──────── RAW DATA ────────
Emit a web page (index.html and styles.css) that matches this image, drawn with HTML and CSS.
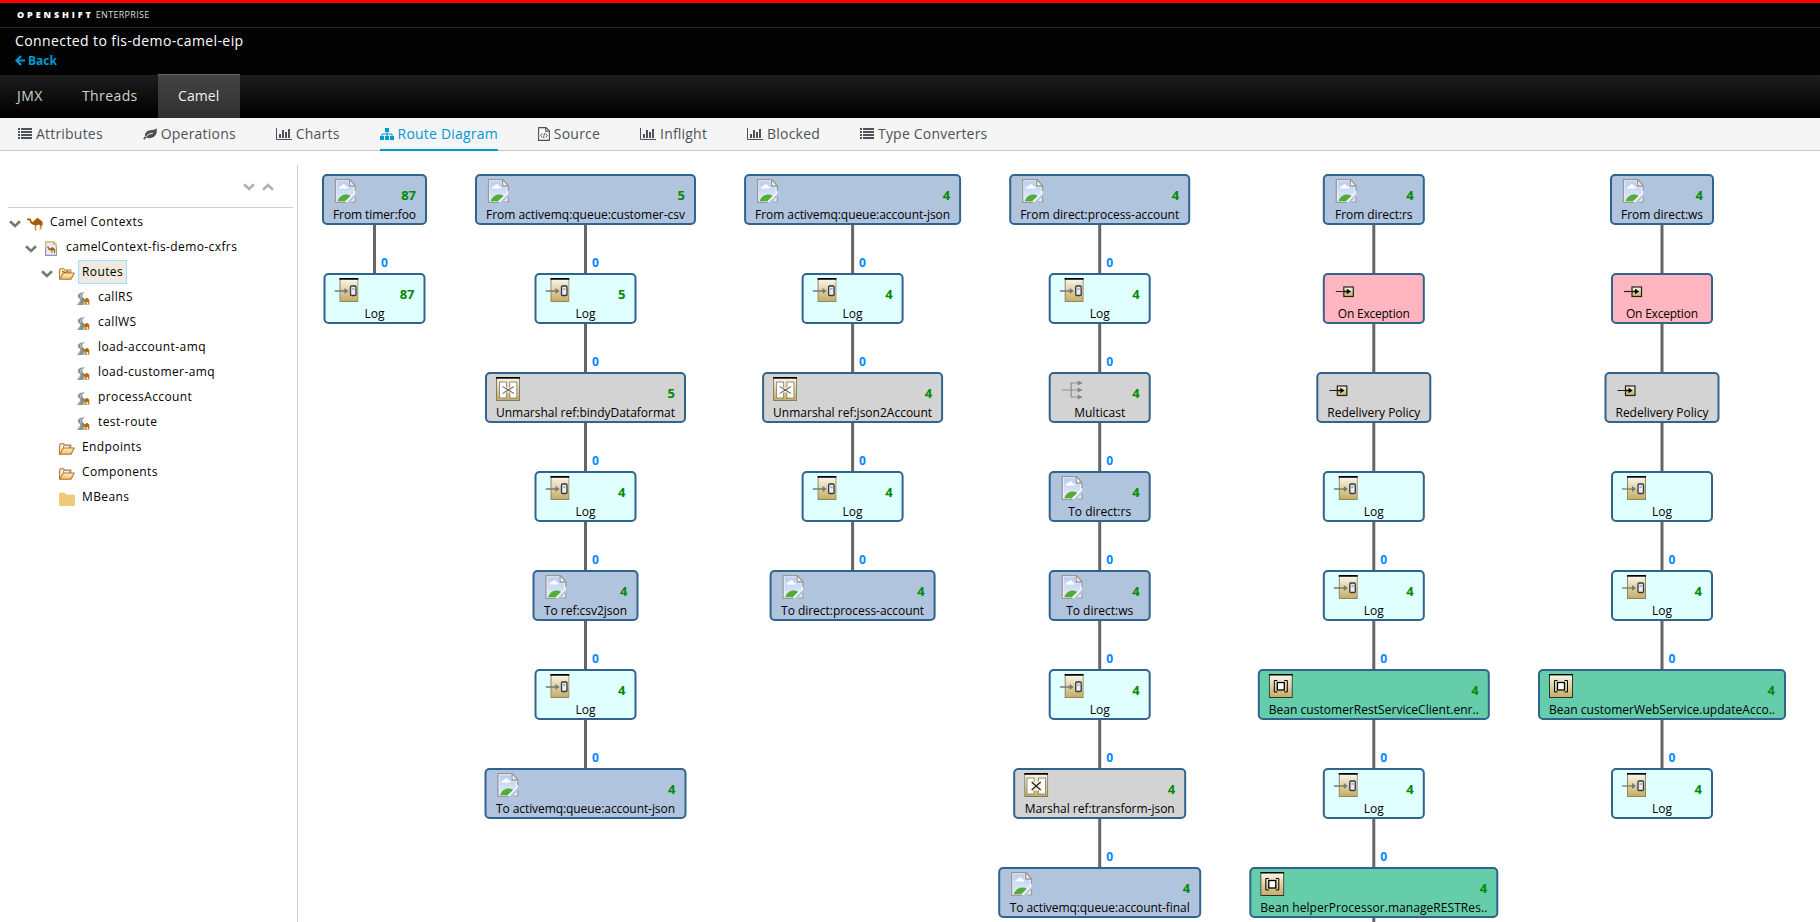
FILE: index.html
```html
<!DOCTYPE html>
<html lang="en">
<head>
<meta charset="utf-8">
<title>Camel Route Diagram</title>
<link rel="stylesheet" href="styles.css">
</head>
<body>
<svg class="defs" width="0" height="0" aria-hidden="true">
  <defs>
    <linearGradient id="gold" x1="0" y1="0" x2="0" y2="1"><stop offset="0" stop-color="#fbf8ee"/><stop offset="1" stop-color="#c5ac62"/></linearGradient>
    <linearGradient id="sky" x1="0" y1="0" x2="0" y2="1"><stop offset="0" stop-color="#b9cdf2"/><stop offset="1" stop-color="#e3ecfb"/></linearGradient>
    <linearGradient id="fold" x1="0" y1="0" x2="0" y2="1"><stop offset="0" stop-color="#fff0c4"/><stop offset="1" stop-color="#f0bd62"/></linearGradient>
    <symbol id="i-broken" viewBox="0 0 24 24">
      <path d="M2.500 .7H17l5.300 6v8L14 23.300H2.500z" fill="#f2f4f9"/>
      <path d="M4 2.200h11.500v6h5v6L12 22H4z" fill="url(#sky)"/>
      <path d="M6 9.500c0-2 1.500-2.500 2.500-2C9 4.500 12.500 4.500 13 7.500c1.800-.2 2.300 1 2 2z" fill="#fff"/>
      <path d="M4.500 22.300c1.500-4.500 5-7 9-6.800 2.500.2 4 1.500 4 1.500l-5.500 5.300z" fill="#53ac35"/>
      <path d="M22.300 12V6.700L17 .7H2.500v22.600H13M16.500 1v6h5.800" fill="none" stroke="#999" stroke-width="1.300"/>
      <path d="M22.600 17v6.300h-5.800z" fill="#e6eaf2"/><path d="M22.300 17.500v5.500h-5" fill="none" stroke="#999" stroke-width="1.200"/>
    </symbol>
    <symbol id="i-log" viewBox="0 0 24 24">
      <rect x="5.500" y=".5" width="18" height="23" fill="url(#gold)" stroke="#8f8663"/>
      <path d="M5 .8h19" stroke="#000" stroke-width="1.800"/>
      <path d="M0 13h11" stroke="#777" stroke-width="1.300"/><path d="M10 10l4 3-4 3z" fill="#777"/>
      <rect x="16" y="8" width="5.500" height="9.500" rx="1" fill="#e8ecf6" stroke="#383838" stroke-width="1.300"/>
      <path d="M17.500 11h2.500" stroke="#7384b4"/>
    </symbol>
    <symbol id="i-unmarshal" viewBox="0 0 24 24">
      <rect x=".5" y=".5" width="23" height="23" fill="url(#gold)" stroke="#857c60"/><path d="M0 .8h24" stroke="#000" stroke-width="1.800"/>
      <rect x="3.500" y="5" width="7" height="16" fill="#fff" stroke="#8a8470" stroke-width=".9"/>
      <rect x="13.800" y="5" width="7" height="16" fill="#fff" stroke="#8a8470" stroke-width=".9"/>
      <path d="M9 10.500h6.500v5H9z" fill="#f5eed6"/>
      <path d="M6.500 9.500l11.500 7M18 9.500l-11.500 7" stroke="#444" stroke-width=".9"/>
    </symbol>
    <symbol id="i-marshal" viewBox="0 0 24 24">
      <rect x=".5" y=".5" width="23" height="23" fill="url(#gold)" stroke="#857c60"/><path d="M0 .8h24" stroke="#000" stroke-width="1.800"/>
      <rect x="2.800" y="5" width="7" height="16" fill="#fff" stroke="#8a8470" stroke-width=".9"/>
      <rect x="14.300" y="5" width="7" height="16" fill="#fff" stroke="#8a8470" stroke-width=".9"/>
      <path d="M7 8.500h10v9H7z" fill="#f8f3e2"/>
      <path d="M7.500 9l9 8M16.500 9l-9 8" stroke="#222" stroke-width="1.300"/>
    </symbol>
    <symbol id="i-multicast" viewBox="0 0 24 24">
      <path d="M2 13h18M11.500 6v14M11 6h8M11 20h8" fill="none" stroke="#8f8f8f" stroke-width="1.200"/>
      <path d="M18 3.500l5 2.500-5 2.500zM18 10.500l5 2.500-5 2.500zM18 17.500l5 2.500-5 2.500z" fill="#858585"/>
    </symbol>
    <symbol id="i-generic" viewBox="0 0 24 24">
      <path d="M2 13.500h9" stroke="#222" stroke-width="1.200"/>
      <rect x="10" y="9" width="9.500" height="9.500" fill="url(#gold)" stroke="#222" stroke-width="1.200"/>
      <path d="M10 13.500h4" stroke="#111" stroke-width="1.300"/><path d="M13 10.700l4.300 2.800-4.300 2.800z" fill="#000"/>
    </symbol>
    <symbol id="i-bean" viewBox="0 0 24 24">
      <rect x=".5" y=".5" width="23" height="23" fill="url(#gold)" stroke="#27352c"/><path d="M0 .7h24" stroke="#000" stroke-width="1.400"/>
      <rect x="8.500" y="8.500" width="7" height="7.500" fill="#fff" stroke="#000" stroke-width="1.300"/>
      <path d="M8.500 6.500h-3v11.500h3M15.500 6.500h3v11.500h-3" fill="none" stroke="#000" stroke-width="1"/>
    </symbol>
    <symbol id="i-camel" viewBox="0 0 16 14">
      <path d="M0 1.800L2.200 1.200l2 1 .3 2L6 5l1-1.500L8.300 2.700 9.200 2l1.300-1.500L12 2l1.800 1.200L15.600 5v4.500l-.8-2-.4 2.200v2.800h-.9L13.300 9l-1-1.200-2.500.2-.6 1.200v4.300h-.9V8.500L5 7.200 3.200 5.800 2.700 3.500 0 3z" fill="#a45c08"/>
      <path d="M8 9v3M12.900 9v4" stroke="#d89e50" stroke-width=".6"/>
    </symbol>
    <symbol id="i-context" viewBox="0 0 12 15">
      <path d="M.6.6h7.600l3.200 3.200v10.600H.6z" fill="#e9ebf6" stroke="#9a95a1" stroke-width="1.200"/>
      <path d="M.6 6V.6h7.600l3.200 3.200V6" fill="none" stroke="#dcbd6f" stroke-width="1.200"/><path d="M8 .6v3.400h3.400z" fill="#dcbd6f"/>
      <path d="M1.500 5.500h2l1 1.800 1 .3L7.300 6l2.700 2v4H9V9.500L7.500 9v3h-1V9.500L3.500 9 3 7z" fill="#a45c08"/>
    </symbol>
    <symbol id="i-folder-open" viewBox="0 0 16 12">
      <path d="M.6 11.200V2.200l1-1.500h3l1 1.300h6.200v3" fill="#fff2cf" stroke="#b0762a" stroke-width="1.100"/>
      <path d="M4.500 5V2.500h6V5" fill="#f1f1ef" stroke="#8c8a86" stroke-width=".8"/>
      <path d="M.8 11.200L4.300 5h11L12 11.200z" fill="url(#fold)" stroke="#b0762a" stroke-width="1.100" stroke-linejoin="round"/>
    </symbol>
    <symbol id="i-folder-routes" viewBox="0 0 16 12">
      <path d="M.6 11.200V2.200l1-1.500h3l1 1.300h6.200v3" fill="#fff2cf" stroke="#b0762a" stroke-width="1.100"/>
      <path d="M3 3.500l2 .3 1.500 1 2-1.500 2 1.500" fill="none" stroke="#b0660c" stroke-width="1.400"/>
      <path d="M.8 11.200L4.300 5h11L12 11.200z" fill="url(#fold)" stroke="#b0762a" stroke-width="1.100" stroke-linejoin="round"/>
    </symbol>
    <symbol id="i-route" viewBox="0 0 13 13">
      <path d="M0 13L4 7.500 7 8l5 5z" fill="#d0c496"/>
      <path d="M8.500 .2L4 .8C.6 2.500.4 5 3.500 7 4.700 8.500 3.500 10.500 1.500 13H6c2.500-3 2.500-5.500.5-7.500C5.300 4 5.500 2 8.500.2z" fill="#869392"/>
      <path d="M6.200 1C3 3 4 4.500 5 6.500" fill="none" stroke="#dfe6e5" stroke-width=".7"/>
      <path d="M5 6l1.700.3L8 7.500l1-.8 1.500-1 2.300 2.100v5h-.9l-.4-2.800-1.500.2-.2 2.600H9V10L7 9l-.5-1.700z" fill="#b2690f"/>
    </symbol>
    <symbol id="i-chev" viewBox="0 0 12 8"><path d="M1 1.300L6 6l5-4.700" fill="none" stroke="currentColor" stroke-width="2.600"/></symbol>
    <symbol id="i-list" viewBox="0 0 14 11"><path d="M0 1h2M0 4h2M0 7h2M0 10h2M3 1h11M3 4h11M3 7h11M3 10h11" stroke="currentColor" stroke-width="2"/></symbol>
    <symbol id="i-leaf" viewBox="0 0 14 12"><path d="M13.600.3c.9 4-.6 8.700-5.600 9.700-2 .4-3.500-.2-4.500-.5L1.300 11.700.2 10.500 2 8.500C1.500 5 4 2.600 7 2.200c2.500-.3 5.200.1 6.600-1.900z" fill="currentColor"/><path d="M2.700 9C4.500 6.700 6.800 5.500 9.800 5.200" fill="none" stroke="#f6f6f6" stroke-width="1"/></symbol>
    <symbol id="i-chart" viewBox="0 0 16 12"><path d="M.5 0v11.500H16" fill="none" stroke="currentColor"/><path d="M4 6v4M7 2v8M10 4v6M13 1v9" stroke="currentColor" stroke-width="2"/></symbol>
    <symbol id="i-sitemap" viewBox="0 0 14 12"><path d="M5 0h4v4H5zM0 8h4v4H0zM5 8h4v4H5zM10 8h4v4h-4z" fill="currentColor"/><path d="M7 4v4M2 8V6h10v2" fill="none" stroke="currentColor"/></symbol>
    <symbol id="i-source" viewBox="0 0 12 14"><path d="M.6.6h7.400L11.400 4v9.400H.6zM7.800.6v3.600h3.600" fill="none" stroke="currentColor" stroke-width="1.100"/><path d="M4.300 6.500L2.700 8.500l1.600 2M7.700 6.500l1.600 2-1.600 2M6.500 6l-1 5" fill="none" stroke="currentColor" stroke-width=".9"/></symbol>
    <symbol id="i-back" viewBox="0 0 10 11"><path d="M6 1L1.500 5.500 6 10M2 5.500h8" fill="none" stroke="currentColor" stroke-width="2.200"/></symbol>
  </defs>
</svg>

<header class="masthead">
  <div class="brand"><b>OPENSHIFT</b><span>ENTERPRISE</span></div>
  <div class="connection">
    <div class="connected">Connected to fis-demo-camel-eip</div>
    <a class="back"><svg width="10" height="11"><use href="#i-back"/></svg><span>Back</span></a>
  </div>
</header>
<nav class="tabs">
  <a class="tab">JMX</a><a class="tab threads">Threads</a><a class="tab active">Camel</a>
</nav>
<nav class="subnav">
  <a class="sub"><svg width="14" height="11"><use href="#i-list"/></svg><span>Attributes</span></a>
  <a class="sub"><svg width="14" height="12"><use href="#i-leaf"/></svg><span>Operations</span></a>
  <a class="sub"><svg width="16" height="12"><use href="#i-chart"/></svg><span>Charts</span></a>
  <a class="sub current"><svg width="14" height="12"><use href="#i-sitemap"/></svg><span>Route Diagram</span></a>
  <a class="sub"><svg width="12" height="14"><use href="#i-source"/></svg><span>Source</span></a>
  <a class="sub"><svg width="16" height="12"><use href="#i-chart"/></svg><span>Inflight</span></a>
  <a class="sub"><svg width="16" height="12"><use href="#i-chart"/></svg><span>Blocked</span></a>
  <a class="sub"><svg width="14" height="11"><use href="#i-list"/></svg><span>Type Converters</span></a>
</nav>

<div class="workspace">
  <aside class="sidebar">
    <div class="tree-tools"><svg width="12" height="8"><use href="#i-chev"/></svg><svg class="up" width="12" height="8"><use href="#i-chev"/></svg></div>
    <ul class="tree">
      <li class="l0"><svg class="chev" width="12" height="8"><use href="#i-chev"/></svg><svg class="ico" width="16" height="14"><use href="#i-camel"/></svg><span>Camel Contexts</span></li>
      <li class="l1"><svg class="chev" width="12" height="8"><use href="#i-chev"/></svg><svg class="ico" width="16" height="15"><use href="#i-context"/></svg><span>camelContext-fis-demo-cxfrs</span></li>
      <li class="l2"><svg class="chev" width="12" height="8"><use href="#i-chev"/></svg><svg class="ico" width="16" height="12"><use href="#i-folder-routes"/></svg><span class="selected">Routes</span></li>
      <li class="l3"><i class="chev"></i><svg class="ico" width="16" height="13"><use href="#i-route"/></svg><span>callRS</span></li>
      <li class="l3"><i class="chev"></i><svg class="ico" width="16" height="13"><use href="#i-route"/></svg><span>callWS</span></li>
      <li class="l3"><i class="chev"></i><svg class="ico" width="16" height="13"><use href="#i-route"/></svg><span>load-account-amq</span></li>
      <li class="l3"><i class="chev"></i><svg class="ico" width="16" height="13"><use href="#i-route"/></svg><span>load-customer-amq</span></li>
      <li class="l3"><i class="chev"></i><svg class="ico" width="16" height="13"><use href="#i-route"/></svg><span>processAccount</span></li>
      <li class="l3"><i class="chev"></i><svg class="ico" width="16" height="13"><use href="#i-route"/></svg><span>test-route</span></li>
      <li class="l2"><i class="chev"></i><svg class="ico" width="16" height="12"><use href="#i-folder-open"/></svg><span>Endpoints</span></li>
      <li class="l2"><i class="chev"></i><svg class="ico" width="16" height="12"><use href="#i-folder-open"/></svg><span>Components</span></li>
      <li class="l2"><i class="chev"></i><svg class="ico" width="16" height="14" viewBox="0 0 16 14"><path d="M0 2.500Q0 .5 2 .5h3.500L7 2.500h7.500q1.500 0 1.500 1.500v8.500q0 1.500-1.500 1.500H1.500Q0 14 0 12.500z" fill="#eec97c"/></svg><span>MBeans</span></li>
    </ul>
  </aside>
  <main class="canvas" id="canvas"></main>
</div>
<script src="diagram.js"></script>
</body>
</html>
```
FILE: diagram.js
```js
// Each route: centre x, then nodes [type, icon, width, label, label width, count].
// A trailing "plain" marks a node whose incoming edge carries no inflight count.
const routes = [
  { x: 374.5, nodes: [
    ['endpoint', 'broken', 105, 'From timer:foo', 83, '87'],
    ['log', 'log', 102, 'Log', 20, '87'] ] },
  { x: 585.5, nodes: [
    ['endpoint', 'broken', 221, 'From activemq:queue:customer-csv', 199, '5'],
    ['log', 'log', 102, 'Log', 20, '5'],
    ['step', 'unmarshal', 201, 'Unmarshal ref:bindyDataformat', 179, '5'],
    ['log', 'log', 102, 'Log', 20, '4'],
    ['endpoint', 'broken', 106, 'To ref:csv2json', 83, '4'],
    ['log', 'log', 102, 'Log', 20, '4'],
    ['endpoint', 'broken', 202, 'To activemq:queue:account-json', 179, '4'] ] },
  { x: 852.6, nodes: [
    ['endpoint', 'broken', 217, 'From activemq:queue:account-json', 195, '4'],
    ['log', 'log', 102, 'Log', 20, '4'],
    ['step', 'unmarshal', 181, 'Unmarshal ref:json2Account', 159, '4'],
    ['log', 'log', 102, 'Log', 20, '4'],
    ['endpoint', 'broken', 166, 'To direct:process-account', 143, '4'] ] },
  { x: 1099.7, nodes: [
    ['endpoint', 'broken', 181, 'From direct:process-account', 159, '4'],
    ['log', 'log', 102, 'Log', 20, '4'],
    ['step', 'multicast', 102, 'Multicast', 51, '4'],
    ['endpoint', 'broken', 102, 'To direct:rs', 63, '4'],
    ['endpoint', 'broken', 102, 'To direct:ws', 67, '4'],
    ['log', 'log', 102, 'Log', 20, '4'],
    ['step', 'marshal', 173, 'Marshal ref:transform-json', 150, '4'],
    ['endpoint', 'broken', 203, 'To activemq:queue:account-final', 180, '4'] ] },
  { x: 1373.8, continues: true, nodes: [
    ['endpoint', 'broken', 102, 'From direct:rs', 77.5, '4'],
    ['exception', 'generic', 102, 'On Exception', 72, '', 'plain'],
    ['step', 'generic', 115, 'Redelivery Policy', 93, '', 'plain'],
    ['log', 'log', 102, 'Log', 20, '', 'plain'],
    ['log', 'log', 102, 'Log', 20, '4'],
    ['bean', 'bean', 232, 'Bean customerRestServiceClient.enr..', 210, '4'],
    ['log', 'log', 102, 'Log', 20, '4'],
    ['bean', 'bean', 249, 'Bean helperProcessor.manageRESTRes..', 227, '4'] ] },
  { x: 1662, nodes: [
    ['endpoint', 'broken', 104, 'From direct:ws', 82, '4'],
    ['exception', 'generic', 102, 'On Exception', 72, '', 'plain'],
    ['step', 'generic', 115, 'Redelivery Policy', 93, '', 'plain'],
    ['log', 'log', 102, 'Log', 20, '', 'plain'],
    ['log', 'log', 102, 'Log', 20, '4'],
    ['bean', 'bean', 248, 'Bean customerWebService.updateAcco..', 226, '4'],
    ['log', 'log', 102, 'Log', 20, '4'] ] }
];
const TOP = 174, HEIGHT = 51, PITCH = 99;
let out = '<svg class="diagram" width="1522" height="771" viewBox="298 151 1522 771">';
for (const route of routes) {
  const rows = route.nodes.length;
  const end = TOP + (rows - 1) * PITCH + (route.continues ? PITCH : 10);
  out += `<line class="edge" x1="${route.x}" x2="${route.x}" y1="${TOP + 20}" y2="${end}"/>`;
  route.nodes.forEach(([type, icon, w, label, labelWidth, count, plain], row) => {
    const y = TOP + row * PITCH;
    if (row > 0 && !plain) out += `<text class="inflight" x="${route.x + 6.5}" y="${y - 6}">0</text>`;
    out += `<g transform="translate(${route.x - w / 2} ${y})">
      <rect class="node ${type}" x="1" y="1" width="${w - 2}" height="${HEIGHT - 2}" rx="4"/>
      <use href="#i-${icon}" x="11" y="5" width="24" height="24"/>
      <text class="count" x="${w - 11}" y="26">${count}</text>
      <text class="label" x="${w / 2}" y="45" textLength="${labelWidth}">${label}</text></g>`;
  });
}
document.getElementById('canvas').innerHTML = out + '</svg>';
```
FILE: styles.css
```css
* { box-sizing: border-box; }
body { margin: 0; height: 922px; overflow: hidden; background: #fff; color: #000; font-family: "Open Sans", "Noto Sans", sans-serif; font-size: 12px; }
.defs { display: block; position: absolute; }
.masthead { height: 75px; border-top: 3px solid #f00; background: #030303; color: #fff; }
.brand { height: 25px; border-bottom: 1px solid #292929; padding-left: 17px; display: flex; gap: 2px; font-size: 9px; line-height: 23px; }
.brand b { font-weight: 800; letter-spacing: 2.9px; }
.brand span { letter-spacing: .3px; color: #ddd; }
.connection { padding: 2px 0 0 15px; }
.connected { font-size: 14px; line-height: 22px; letter-spacing: .4px; }
.back { display: flex; align-items: center; gap: 3px; color: #0099d3; font-weight: 700; line-height: 17px; }
.tabs { height: 43px; display: flex; background: linear-gradient(#1d1d1d, #000 97%); }
.tab { width: 62px; padding-left: 17px; font-size: 14px; line-height: 42px; letter-spacing: .4px; color: #d1d1d1; }
.threads { width: 96px; padding-left: 20px; }
.tab.active { width: 82px; height: 44px; margin-top: -1px; padding-left: 20px; border-top: 1px solid #666; background: linear-gradient(#434343, #303030); color: #f1f1f1; letter-spacing: .1px; }
.subnav { height: 33px; padding-left: 18px; display: flex; gap: 40px; background: #f5f5f5; border-bottom: 1px solid #c9c9c9; color: #4d5258; }
.sub { height: 33px; padding-bottom: 2px; display: flex; align-items: center; gap: 4px; font-size: 14px; letter-spacing: .2px; white-space: nowrap; }
.sub span { line-height: 29px; padding-bottom: 1px; }
.current { color: #0099d3; border-bottom: 2px solid #0099d3; padding-bottom: 0; }
.workspace { height: 771px; display: flex; }
.sidebar { width: 298px; flex: none; margin-top: 14px; border-right: 1px solid #d1d1d1; padding-left: 8px; }
.tree-tools { width: 285px; height: 43px; padding: 18px 19px 0 0; border-bottom: 1px solid #d1d1d1; display: flex; justify-content: flex-end; gap: 7px; color: #b0b0b0; }
.up { transform: scaleY(-1); }
.tree { list-style: none; margin: 1px 0 0; padding: 0; }
.tree li { height: 25px; display: flex; align-items: center; letter-spacing: .4px; white-space: nowrap; }
.tree .chev { width: 12px; margin: 5px 7px 0 1px; color: #6d8070; flex: none; }
.tree .ico { margin: 4px 3px 0 -1px; flex: none; }
.tree span { height: 24px; line-height: 22px; padding: 0 3px; border: 1px solid transparent; }
.tree .selected { border-color: #99defd; background: #eeeade; }
.l1 { padding-left: 16px; }
.l2 { padding-left: 32px; }
.l3 { padding-left: 48px; }
.canvas { flex: none; width: 1522px; height: 771px; overflow: hidden; }
.diagram { display: block; }
.edge { stroke: #666; stroke-width: 3px; }
.node { stroke: #31648c; stroke-width: 2px; }
.endpoint { fill: #b0c4de; }
.log { fill: #e0ffff; }
.step { fill: #d3d3d3; }
.exception { fill: #ffb6c1; }
.bean { fill: #66cdaa; }
.label { font-size: 12px; text-anchor: middle; fill: #000; }
.count { font-size: 13px; font-weight: 700; text-anchor: end; fill: #008a00; }
.inflight { font-size: 12px; font-weight: 700; fill: #0088ff; }
```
────────
## AIM
Locate the word "styles" in the data above. Copy every line carrying it.

## TASK RESPONSE
Emit a web page (index.html and styles.css) that matches this image, drawn with HTML and CSS.
<link rel="stylesheet" href="styles.css">
FILE: styles.css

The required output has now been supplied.